2. What is the proper societal response to this horrible, horrible human being? Because it was her last day on the job and she had given her two weeks notice, Donna Reneau, a 911 operator, decided she would take out all of her grudges and frustrations on emergency callers she didn’t know and was obligated to assist. After all, what could her employers do, fire her?
So, when a flash flood swept away Debbie Stevens’ car, with her in it, a week ago in Fort Smith, Arkansas and she desperately called 911, instead of the trained professional she needed, she reached Reneau, suddenly an avenging operator from Hell.
“Please help me, I don’t want to die!”, Stevens pleads at the start of the 22 minute recorded call. “I can’t swim! I’m scared! I’m going to drown!” Reneau reponded by telling the terrified woman that rescuers would “get there when they get there,” and even told her to “shut up” as Reneau’s hysteria grew.
As the water began filling Stevens’ SUV and she cried, “I’m scared! I’ve never had anything happen to me like this before,” the 911 operator jeered. “Well this will teach you, next time don’t drive in the water,! I don’t see how you didn’t see it, you had to go right over it…”
When police were finally able to reach the swamped car, Debbie Stevens was dead, drowned. Fort Smith Interim Police Chief Danny Baker, in a statement, acknowledged public outrage but said Reneau had not broken any laws nor “violated policy.” THAT’S got to be a mistake, unless the policy in Fort Smith is to razz citizens in crisis.
Now the question is what should be done with, to, and about Reneau.
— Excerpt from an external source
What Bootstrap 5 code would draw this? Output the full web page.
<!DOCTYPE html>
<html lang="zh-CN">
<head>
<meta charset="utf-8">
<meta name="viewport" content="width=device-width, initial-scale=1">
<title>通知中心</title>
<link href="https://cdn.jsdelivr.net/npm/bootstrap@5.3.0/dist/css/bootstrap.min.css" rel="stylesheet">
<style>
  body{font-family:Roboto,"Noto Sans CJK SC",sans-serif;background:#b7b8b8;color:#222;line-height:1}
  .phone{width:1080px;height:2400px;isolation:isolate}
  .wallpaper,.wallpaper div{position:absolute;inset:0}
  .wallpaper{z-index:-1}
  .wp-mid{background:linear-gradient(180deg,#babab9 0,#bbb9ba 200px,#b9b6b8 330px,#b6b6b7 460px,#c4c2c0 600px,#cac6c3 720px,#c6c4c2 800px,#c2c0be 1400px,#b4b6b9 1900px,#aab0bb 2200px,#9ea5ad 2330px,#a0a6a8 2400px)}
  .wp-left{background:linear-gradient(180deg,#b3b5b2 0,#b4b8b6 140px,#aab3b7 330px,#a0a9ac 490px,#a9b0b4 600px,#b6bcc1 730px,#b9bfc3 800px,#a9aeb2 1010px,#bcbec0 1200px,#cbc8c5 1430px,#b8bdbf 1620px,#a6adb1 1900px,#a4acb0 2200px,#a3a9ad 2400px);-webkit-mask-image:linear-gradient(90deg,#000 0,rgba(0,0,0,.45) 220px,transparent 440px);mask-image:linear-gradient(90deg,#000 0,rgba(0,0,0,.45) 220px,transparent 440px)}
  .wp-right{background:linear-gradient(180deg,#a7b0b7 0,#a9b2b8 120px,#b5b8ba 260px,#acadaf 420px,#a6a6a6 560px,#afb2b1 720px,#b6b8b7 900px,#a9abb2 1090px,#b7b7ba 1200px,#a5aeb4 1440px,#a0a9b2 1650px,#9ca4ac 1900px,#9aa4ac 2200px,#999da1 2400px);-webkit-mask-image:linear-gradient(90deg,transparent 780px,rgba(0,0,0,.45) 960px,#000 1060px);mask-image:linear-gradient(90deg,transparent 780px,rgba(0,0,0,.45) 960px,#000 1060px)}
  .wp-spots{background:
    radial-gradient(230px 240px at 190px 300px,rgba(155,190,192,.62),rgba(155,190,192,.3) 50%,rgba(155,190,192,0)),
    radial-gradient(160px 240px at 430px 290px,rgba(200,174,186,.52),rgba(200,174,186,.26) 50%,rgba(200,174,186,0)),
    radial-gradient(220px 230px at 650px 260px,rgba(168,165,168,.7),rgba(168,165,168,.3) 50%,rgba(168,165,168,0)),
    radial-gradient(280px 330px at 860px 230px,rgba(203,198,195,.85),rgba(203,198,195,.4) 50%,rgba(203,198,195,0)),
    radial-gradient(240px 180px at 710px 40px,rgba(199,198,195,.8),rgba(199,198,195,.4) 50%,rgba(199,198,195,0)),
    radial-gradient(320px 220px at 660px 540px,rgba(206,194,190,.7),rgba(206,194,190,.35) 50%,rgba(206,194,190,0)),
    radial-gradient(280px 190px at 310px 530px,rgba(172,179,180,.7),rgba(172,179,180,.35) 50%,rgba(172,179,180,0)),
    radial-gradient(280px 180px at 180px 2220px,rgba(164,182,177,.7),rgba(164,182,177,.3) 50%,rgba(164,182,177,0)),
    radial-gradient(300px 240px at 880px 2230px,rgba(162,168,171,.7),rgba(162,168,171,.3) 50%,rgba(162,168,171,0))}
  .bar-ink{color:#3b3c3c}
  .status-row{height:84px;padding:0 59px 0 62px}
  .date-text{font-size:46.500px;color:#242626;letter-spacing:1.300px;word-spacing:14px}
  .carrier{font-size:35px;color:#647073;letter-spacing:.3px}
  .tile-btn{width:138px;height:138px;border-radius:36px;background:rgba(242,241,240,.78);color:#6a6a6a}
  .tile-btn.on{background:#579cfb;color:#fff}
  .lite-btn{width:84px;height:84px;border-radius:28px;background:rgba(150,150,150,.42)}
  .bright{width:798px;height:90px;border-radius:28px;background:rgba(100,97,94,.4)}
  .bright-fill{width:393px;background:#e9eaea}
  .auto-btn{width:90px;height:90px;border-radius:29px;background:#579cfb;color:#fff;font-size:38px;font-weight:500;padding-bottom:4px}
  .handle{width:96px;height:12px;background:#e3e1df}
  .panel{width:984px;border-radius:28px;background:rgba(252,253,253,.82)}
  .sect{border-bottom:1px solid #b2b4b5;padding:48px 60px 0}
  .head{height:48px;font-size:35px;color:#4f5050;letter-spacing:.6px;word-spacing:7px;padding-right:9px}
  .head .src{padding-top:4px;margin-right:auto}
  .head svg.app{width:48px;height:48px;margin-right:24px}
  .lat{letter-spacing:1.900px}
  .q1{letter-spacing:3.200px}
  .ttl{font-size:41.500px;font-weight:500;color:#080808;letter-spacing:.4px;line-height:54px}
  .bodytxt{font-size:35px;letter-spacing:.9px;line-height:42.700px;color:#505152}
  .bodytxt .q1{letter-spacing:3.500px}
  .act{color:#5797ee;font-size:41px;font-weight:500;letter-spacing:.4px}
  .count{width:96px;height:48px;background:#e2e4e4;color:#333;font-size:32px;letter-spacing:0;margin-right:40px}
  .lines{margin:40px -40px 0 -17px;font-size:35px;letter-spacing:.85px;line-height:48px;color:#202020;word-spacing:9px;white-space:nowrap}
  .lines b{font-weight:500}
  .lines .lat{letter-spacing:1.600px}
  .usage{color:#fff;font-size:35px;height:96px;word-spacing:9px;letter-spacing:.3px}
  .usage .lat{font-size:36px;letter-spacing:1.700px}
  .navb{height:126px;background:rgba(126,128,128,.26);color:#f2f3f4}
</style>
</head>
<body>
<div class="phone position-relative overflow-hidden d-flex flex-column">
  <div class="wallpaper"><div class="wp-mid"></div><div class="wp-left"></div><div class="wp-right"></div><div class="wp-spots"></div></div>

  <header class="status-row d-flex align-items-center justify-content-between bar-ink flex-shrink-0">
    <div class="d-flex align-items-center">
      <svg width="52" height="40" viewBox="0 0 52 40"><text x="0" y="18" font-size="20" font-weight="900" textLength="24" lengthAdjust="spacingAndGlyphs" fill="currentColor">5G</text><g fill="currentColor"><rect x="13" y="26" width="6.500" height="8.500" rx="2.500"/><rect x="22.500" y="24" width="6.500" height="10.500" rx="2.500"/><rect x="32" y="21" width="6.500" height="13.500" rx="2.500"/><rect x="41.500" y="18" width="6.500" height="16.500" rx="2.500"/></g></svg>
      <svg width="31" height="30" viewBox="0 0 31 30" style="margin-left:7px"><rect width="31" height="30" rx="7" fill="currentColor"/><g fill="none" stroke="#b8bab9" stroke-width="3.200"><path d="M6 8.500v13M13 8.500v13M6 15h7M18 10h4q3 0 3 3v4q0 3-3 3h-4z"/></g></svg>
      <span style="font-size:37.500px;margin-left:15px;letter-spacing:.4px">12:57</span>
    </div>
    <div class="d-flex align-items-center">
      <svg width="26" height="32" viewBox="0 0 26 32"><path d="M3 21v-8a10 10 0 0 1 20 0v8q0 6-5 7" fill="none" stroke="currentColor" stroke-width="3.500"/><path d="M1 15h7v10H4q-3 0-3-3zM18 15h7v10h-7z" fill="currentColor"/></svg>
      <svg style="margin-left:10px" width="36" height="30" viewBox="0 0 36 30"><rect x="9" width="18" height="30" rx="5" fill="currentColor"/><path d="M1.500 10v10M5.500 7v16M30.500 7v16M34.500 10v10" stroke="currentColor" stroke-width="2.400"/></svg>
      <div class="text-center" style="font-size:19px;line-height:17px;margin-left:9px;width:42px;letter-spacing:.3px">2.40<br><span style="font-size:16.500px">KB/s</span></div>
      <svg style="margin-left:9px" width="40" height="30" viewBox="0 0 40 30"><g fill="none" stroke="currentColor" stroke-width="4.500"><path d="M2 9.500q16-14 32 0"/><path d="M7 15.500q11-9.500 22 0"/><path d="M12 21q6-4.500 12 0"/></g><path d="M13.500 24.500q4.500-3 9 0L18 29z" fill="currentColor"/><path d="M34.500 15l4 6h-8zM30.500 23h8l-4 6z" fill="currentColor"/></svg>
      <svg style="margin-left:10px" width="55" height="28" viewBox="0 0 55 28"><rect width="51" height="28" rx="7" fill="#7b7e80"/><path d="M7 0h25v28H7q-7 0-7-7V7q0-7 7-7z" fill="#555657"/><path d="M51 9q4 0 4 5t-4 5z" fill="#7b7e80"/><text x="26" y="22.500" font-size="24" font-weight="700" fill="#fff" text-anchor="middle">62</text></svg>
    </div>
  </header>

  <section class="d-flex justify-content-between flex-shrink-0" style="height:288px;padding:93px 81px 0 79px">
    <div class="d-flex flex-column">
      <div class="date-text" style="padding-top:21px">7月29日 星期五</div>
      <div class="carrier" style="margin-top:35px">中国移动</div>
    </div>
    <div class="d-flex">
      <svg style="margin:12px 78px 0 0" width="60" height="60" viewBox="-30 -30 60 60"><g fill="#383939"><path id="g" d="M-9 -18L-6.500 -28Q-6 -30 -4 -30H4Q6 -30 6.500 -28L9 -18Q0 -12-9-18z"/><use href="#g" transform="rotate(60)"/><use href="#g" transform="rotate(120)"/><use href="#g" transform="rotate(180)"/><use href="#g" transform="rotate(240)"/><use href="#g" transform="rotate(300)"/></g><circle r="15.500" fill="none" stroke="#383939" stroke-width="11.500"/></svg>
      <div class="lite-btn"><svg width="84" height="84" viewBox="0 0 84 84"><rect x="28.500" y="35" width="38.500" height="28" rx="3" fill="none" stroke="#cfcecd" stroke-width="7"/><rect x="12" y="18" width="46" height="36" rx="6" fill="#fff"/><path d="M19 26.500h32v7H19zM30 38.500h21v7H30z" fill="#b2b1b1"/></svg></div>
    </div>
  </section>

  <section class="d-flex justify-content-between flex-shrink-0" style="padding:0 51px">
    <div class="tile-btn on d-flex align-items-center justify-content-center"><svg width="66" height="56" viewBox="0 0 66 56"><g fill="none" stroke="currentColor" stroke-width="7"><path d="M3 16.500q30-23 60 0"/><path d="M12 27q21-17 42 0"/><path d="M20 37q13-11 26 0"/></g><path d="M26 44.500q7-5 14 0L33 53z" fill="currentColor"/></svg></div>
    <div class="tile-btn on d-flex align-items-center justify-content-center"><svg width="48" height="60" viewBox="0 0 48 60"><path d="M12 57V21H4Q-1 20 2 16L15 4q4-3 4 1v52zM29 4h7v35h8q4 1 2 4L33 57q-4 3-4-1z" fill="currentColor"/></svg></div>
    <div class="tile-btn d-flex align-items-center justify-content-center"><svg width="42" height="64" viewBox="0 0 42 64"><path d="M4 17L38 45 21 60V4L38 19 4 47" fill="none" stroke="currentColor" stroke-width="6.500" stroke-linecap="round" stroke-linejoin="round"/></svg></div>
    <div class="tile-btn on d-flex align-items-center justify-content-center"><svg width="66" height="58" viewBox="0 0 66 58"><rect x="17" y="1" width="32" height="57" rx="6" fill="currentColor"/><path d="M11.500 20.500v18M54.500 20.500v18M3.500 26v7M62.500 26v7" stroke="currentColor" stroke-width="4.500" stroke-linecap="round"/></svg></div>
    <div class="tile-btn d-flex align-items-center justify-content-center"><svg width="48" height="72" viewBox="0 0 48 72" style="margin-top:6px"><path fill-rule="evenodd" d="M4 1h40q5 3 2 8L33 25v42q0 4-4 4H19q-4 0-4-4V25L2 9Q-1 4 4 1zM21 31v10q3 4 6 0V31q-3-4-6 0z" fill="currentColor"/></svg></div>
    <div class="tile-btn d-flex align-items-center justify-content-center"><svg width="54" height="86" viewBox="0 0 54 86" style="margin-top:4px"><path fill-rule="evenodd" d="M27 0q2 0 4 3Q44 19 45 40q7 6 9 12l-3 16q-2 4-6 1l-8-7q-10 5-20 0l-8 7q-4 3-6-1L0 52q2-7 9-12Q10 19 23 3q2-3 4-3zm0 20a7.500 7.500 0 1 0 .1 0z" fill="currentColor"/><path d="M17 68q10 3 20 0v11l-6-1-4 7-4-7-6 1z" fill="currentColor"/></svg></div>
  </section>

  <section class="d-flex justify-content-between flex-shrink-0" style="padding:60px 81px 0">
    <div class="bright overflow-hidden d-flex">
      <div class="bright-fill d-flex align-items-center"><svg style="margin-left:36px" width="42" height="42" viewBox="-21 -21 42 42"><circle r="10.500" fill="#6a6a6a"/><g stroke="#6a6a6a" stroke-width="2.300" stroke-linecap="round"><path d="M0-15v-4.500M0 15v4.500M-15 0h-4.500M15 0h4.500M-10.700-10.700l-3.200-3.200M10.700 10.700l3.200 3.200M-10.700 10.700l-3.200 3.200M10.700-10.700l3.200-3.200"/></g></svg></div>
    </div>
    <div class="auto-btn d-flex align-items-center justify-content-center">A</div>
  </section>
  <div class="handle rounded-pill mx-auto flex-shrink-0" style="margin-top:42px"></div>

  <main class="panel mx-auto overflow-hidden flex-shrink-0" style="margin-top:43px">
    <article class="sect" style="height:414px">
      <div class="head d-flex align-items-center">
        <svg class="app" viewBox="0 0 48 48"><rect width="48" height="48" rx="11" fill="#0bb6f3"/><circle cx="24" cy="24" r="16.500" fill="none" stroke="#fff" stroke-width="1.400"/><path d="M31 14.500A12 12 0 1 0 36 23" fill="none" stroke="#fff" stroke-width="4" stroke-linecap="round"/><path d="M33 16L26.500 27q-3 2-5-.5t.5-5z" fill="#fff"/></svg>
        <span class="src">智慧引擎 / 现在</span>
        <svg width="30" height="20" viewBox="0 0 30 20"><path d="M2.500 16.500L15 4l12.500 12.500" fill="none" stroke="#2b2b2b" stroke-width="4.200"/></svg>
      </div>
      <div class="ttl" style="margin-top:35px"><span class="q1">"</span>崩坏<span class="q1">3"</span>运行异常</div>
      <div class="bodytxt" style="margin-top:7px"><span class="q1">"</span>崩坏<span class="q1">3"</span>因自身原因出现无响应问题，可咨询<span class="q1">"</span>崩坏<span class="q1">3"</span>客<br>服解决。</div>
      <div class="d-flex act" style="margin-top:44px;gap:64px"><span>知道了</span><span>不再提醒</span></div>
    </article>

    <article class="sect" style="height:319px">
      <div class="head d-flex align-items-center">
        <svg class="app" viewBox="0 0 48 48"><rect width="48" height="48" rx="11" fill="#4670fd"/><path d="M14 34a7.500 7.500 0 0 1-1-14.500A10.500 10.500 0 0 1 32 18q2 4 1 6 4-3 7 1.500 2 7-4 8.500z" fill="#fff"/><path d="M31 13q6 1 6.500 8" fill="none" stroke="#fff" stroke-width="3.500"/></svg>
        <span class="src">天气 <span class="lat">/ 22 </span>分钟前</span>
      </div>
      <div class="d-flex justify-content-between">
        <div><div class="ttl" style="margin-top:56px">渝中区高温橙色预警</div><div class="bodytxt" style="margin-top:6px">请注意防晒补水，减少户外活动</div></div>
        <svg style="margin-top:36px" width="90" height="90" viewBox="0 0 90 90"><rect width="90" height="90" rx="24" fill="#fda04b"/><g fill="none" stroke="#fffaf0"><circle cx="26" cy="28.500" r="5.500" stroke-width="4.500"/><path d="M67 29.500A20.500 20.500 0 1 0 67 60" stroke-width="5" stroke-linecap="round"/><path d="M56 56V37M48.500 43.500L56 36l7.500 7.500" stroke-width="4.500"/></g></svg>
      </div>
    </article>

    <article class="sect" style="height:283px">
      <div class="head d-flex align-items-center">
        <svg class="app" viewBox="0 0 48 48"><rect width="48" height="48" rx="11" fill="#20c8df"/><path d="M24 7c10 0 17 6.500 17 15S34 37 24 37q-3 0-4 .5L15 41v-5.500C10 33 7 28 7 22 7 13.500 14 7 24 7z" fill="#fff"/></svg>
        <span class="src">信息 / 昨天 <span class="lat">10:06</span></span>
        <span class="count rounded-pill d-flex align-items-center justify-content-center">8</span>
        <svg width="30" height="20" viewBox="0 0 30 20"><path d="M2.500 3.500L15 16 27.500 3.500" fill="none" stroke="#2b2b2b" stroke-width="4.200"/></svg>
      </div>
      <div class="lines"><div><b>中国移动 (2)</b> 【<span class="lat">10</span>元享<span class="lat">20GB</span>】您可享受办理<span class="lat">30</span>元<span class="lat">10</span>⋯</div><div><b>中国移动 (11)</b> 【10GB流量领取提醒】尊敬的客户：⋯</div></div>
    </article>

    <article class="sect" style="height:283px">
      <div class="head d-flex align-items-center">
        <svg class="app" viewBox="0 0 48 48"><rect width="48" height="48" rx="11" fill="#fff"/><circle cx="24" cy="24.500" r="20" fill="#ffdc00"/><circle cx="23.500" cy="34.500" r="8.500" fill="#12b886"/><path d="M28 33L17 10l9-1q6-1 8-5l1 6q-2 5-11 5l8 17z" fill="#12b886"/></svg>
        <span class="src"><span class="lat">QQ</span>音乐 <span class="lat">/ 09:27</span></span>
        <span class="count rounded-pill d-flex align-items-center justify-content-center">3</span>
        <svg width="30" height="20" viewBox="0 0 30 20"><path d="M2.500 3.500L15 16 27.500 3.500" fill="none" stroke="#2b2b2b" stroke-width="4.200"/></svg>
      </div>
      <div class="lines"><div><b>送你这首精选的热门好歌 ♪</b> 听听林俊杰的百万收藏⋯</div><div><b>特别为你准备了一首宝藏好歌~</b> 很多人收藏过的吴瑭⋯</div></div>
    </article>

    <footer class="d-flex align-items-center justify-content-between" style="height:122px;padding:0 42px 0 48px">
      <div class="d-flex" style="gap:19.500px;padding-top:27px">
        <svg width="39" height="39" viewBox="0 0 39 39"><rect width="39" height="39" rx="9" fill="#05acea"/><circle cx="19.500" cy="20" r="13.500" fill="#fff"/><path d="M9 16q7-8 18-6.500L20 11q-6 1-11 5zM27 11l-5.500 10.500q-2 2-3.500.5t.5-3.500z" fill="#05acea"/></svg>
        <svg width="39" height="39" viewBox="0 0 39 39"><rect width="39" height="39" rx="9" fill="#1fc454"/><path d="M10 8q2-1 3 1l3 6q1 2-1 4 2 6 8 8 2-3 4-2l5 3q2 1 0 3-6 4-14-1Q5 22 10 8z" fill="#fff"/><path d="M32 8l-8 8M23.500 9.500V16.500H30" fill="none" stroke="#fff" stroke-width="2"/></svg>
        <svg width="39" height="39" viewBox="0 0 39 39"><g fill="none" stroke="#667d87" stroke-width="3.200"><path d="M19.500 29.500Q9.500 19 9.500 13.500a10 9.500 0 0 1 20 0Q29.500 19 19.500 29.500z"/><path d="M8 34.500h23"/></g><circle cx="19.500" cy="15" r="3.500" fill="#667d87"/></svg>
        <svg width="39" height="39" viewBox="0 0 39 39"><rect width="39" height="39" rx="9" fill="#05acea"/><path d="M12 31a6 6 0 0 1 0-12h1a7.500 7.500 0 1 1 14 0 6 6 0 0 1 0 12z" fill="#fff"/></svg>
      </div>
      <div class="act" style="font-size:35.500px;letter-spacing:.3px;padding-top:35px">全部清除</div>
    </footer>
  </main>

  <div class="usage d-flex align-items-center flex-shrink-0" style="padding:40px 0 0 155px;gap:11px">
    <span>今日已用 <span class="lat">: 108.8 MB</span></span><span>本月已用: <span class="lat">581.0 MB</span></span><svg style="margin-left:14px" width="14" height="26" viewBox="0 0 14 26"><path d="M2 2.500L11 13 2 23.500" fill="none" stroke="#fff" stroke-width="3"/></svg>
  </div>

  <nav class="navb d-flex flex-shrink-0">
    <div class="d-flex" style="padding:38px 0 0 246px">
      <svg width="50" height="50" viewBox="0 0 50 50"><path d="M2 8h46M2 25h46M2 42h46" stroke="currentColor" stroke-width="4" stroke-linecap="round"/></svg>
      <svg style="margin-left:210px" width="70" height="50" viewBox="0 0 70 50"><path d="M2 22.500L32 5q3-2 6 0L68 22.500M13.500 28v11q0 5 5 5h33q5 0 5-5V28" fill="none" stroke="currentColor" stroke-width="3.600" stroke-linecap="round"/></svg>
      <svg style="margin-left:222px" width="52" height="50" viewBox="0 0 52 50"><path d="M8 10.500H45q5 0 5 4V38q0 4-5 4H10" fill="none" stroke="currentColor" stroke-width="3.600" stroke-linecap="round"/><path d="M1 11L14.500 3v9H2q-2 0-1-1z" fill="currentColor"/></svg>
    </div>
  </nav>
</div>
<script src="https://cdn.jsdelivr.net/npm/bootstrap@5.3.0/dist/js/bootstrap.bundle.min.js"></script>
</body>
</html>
Her performance on the recording is signature significance: nobody behaves like that who is fit for human association. She can’t be trusted as an employee, a neighbor, a colleague or a friend. She lacks empathy and decency; if she isn’t a psychopath or a sociopath, she’s too close for comfort. I don’t want her in my cul de sac…do you? I don’t want her associated with my city, or anything related to me, and that’s how every resident of Fort Smith should feel…and behave toward her accordingly.
And if, because she can’t find a job and no one wants her in their establishment or business—there is no law preventing discrimination against individual blights on society—she ends up living in a shack somewhere in the Okefenokee Swamp with the company of snakes and leeches, if they’ll have her—GOOD.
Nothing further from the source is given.